[TASK DETAILS]
Locate the word "this" in the data below, then copy every line that holds it.

[PROVIDED MATERIAL]
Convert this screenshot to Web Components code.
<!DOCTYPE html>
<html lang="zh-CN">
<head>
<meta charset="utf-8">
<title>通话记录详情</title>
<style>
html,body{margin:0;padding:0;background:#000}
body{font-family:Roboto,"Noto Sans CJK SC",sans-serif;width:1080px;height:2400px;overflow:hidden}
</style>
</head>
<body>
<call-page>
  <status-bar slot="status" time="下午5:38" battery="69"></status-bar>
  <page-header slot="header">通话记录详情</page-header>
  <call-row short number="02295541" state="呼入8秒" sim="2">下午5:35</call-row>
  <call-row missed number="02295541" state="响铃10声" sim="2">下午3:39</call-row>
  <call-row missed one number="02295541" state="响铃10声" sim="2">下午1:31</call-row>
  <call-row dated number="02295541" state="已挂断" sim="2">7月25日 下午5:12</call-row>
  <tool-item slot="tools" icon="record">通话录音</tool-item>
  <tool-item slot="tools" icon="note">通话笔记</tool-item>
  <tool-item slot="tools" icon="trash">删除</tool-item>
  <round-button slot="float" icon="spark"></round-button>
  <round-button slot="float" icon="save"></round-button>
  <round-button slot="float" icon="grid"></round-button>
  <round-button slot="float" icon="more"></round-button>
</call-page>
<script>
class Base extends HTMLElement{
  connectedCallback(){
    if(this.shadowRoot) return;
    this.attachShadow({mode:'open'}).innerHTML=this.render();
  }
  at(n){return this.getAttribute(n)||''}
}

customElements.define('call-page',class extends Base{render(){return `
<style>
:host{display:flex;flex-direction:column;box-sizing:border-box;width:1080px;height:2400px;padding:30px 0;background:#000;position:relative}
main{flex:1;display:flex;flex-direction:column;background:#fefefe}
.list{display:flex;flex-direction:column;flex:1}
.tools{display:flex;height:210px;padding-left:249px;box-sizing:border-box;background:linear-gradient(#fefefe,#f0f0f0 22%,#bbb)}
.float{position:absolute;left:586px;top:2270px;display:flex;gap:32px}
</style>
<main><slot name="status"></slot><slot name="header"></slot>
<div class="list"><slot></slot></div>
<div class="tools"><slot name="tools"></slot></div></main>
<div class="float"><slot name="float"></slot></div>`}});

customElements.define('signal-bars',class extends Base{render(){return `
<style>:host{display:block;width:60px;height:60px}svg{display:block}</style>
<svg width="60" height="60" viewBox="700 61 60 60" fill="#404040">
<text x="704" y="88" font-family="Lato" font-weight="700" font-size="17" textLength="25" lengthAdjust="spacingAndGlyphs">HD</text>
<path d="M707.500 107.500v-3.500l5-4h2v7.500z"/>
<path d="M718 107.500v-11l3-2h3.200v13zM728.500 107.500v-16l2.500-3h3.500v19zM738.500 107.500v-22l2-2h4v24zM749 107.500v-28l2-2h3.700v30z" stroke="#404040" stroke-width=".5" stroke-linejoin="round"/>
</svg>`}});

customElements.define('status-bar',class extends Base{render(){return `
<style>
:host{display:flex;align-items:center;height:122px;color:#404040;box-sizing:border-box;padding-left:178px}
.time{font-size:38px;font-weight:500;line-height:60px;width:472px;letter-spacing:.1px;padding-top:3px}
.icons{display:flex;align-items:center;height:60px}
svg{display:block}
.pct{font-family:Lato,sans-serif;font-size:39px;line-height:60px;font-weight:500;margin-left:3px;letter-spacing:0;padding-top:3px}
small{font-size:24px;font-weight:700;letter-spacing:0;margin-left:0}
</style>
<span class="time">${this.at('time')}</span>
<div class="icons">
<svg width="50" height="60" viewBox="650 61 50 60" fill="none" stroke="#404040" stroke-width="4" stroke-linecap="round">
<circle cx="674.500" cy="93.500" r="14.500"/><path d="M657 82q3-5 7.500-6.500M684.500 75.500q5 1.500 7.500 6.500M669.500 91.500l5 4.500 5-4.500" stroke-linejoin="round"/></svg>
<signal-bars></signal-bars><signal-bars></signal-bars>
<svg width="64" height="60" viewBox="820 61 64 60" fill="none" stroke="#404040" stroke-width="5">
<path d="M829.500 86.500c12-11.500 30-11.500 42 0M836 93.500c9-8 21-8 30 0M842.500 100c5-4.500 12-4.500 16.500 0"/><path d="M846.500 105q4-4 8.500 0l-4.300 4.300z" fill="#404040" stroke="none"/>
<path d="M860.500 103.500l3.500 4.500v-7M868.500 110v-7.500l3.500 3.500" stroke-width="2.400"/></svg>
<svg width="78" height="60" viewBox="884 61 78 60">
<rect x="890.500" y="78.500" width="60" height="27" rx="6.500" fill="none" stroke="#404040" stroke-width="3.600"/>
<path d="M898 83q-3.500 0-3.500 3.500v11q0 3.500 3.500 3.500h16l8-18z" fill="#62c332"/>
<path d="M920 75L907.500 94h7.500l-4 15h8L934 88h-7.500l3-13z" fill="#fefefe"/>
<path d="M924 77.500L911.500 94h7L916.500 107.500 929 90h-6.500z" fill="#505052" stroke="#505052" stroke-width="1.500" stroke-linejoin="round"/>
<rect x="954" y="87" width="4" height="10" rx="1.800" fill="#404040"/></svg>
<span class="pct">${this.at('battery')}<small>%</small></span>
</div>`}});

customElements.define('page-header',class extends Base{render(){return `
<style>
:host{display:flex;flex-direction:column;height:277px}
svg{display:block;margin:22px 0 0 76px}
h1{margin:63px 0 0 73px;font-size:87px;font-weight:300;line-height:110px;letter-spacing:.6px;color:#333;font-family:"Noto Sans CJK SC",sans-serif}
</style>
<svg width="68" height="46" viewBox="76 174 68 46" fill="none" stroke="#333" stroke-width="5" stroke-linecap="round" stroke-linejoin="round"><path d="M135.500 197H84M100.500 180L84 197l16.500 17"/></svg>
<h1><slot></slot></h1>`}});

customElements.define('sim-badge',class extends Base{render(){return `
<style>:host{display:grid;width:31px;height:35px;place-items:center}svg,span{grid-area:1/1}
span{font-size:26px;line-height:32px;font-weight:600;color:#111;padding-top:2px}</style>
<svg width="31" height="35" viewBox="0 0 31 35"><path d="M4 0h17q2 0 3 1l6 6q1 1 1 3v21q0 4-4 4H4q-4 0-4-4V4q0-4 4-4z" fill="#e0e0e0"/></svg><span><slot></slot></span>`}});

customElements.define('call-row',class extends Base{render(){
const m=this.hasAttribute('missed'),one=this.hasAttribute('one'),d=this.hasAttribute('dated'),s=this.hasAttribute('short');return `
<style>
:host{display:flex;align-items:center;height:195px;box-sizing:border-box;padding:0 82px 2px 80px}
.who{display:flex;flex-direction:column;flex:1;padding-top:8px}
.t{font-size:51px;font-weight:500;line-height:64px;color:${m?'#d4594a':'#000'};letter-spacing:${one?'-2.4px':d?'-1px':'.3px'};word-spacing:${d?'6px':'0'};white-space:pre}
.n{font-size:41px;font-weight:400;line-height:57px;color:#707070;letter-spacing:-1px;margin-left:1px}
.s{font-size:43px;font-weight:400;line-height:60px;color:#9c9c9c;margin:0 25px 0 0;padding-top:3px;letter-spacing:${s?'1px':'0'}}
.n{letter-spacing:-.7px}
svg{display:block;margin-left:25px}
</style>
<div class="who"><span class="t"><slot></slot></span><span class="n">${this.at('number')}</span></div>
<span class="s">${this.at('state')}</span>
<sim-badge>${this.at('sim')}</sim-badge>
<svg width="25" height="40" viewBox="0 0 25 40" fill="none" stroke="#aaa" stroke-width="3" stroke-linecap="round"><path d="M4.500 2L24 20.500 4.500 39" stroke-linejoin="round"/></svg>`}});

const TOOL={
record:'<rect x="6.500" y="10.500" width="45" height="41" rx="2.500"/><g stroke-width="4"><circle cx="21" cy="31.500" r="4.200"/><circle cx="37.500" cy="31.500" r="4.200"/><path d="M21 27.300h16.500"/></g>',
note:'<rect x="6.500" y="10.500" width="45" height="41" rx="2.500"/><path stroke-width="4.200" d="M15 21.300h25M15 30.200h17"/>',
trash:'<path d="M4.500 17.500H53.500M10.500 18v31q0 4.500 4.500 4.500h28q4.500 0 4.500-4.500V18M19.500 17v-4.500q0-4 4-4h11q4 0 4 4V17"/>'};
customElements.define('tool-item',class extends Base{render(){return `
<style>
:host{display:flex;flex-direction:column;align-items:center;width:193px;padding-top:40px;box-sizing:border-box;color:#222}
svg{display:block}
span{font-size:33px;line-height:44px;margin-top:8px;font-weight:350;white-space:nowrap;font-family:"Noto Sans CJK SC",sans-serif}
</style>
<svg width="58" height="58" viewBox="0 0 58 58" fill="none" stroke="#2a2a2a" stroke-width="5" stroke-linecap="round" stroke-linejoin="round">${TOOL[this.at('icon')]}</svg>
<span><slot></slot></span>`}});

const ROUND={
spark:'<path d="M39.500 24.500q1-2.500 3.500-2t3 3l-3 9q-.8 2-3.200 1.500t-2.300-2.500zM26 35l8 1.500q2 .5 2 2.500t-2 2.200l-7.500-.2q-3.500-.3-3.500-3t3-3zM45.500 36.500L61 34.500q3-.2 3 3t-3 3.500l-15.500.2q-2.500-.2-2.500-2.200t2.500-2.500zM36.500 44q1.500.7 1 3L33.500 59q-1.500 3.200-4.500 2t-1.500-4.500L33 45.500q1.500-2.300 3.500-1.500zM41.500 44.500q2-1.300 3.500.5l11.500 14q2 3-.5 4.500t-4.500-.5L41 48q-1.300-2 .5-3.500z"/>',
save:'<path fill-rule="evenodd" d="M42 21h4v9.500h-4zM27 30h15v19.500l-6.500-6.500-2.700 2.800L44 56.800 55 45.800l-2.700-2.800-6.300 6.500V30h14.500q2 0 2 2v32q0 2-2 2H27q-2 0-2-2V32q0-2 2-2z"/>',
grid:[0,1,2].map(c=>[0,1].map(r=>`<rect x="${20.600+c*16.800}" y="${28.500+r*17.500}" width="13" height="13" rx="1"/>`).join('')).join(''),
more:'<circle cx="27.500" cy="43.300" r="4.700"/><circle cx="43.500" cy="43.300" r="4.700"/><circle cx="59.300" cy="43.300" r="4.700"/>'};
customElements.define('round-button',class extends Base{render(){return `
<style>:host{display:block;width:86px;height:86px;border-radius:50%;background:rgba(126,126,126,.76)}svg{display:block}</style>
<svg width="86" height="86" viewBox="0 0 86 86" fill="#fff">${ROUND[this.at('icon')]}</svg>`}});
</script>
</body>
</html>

[RIGHT ANSWER]
Convert this screenshot to Web Components code.
    if(this.shadowRoot) return;
    this.attachShadow({mode:'open'}).innerHTML=this.render();
  at(n){return this.getAttribute(n)||''}
<span class="time">${this.at('time')}</span>
<span class="pct">${this.at('battery')}<small>%</small></span>
const m=this.hasAttribute('missed'),one=this.hasAttribute('one'),d=this.hasAttribute('dated'),s=this.hasAttribute('short');return `
<div class="who"><span class="t"><slot></slot></span><span class="n">${this.at('number')}</span></div>
<span class="s">${this.at('state')}</span>
<sim-badge>${this.at('sim')}</sim-badge>
<svg width="58" height="58" viewBox="0 0 58 58" fill="none" stroke="#2a2a2a" stroke-width="5" stroke-linecap="round" stroke-linejoin="round">${TOOL[this.at('icon')]}</svg>
<svg width="86" height="86" viewBox="0 0 86 86" fill="#fff">${ROUND[this.at('icon')]}</svg>`}});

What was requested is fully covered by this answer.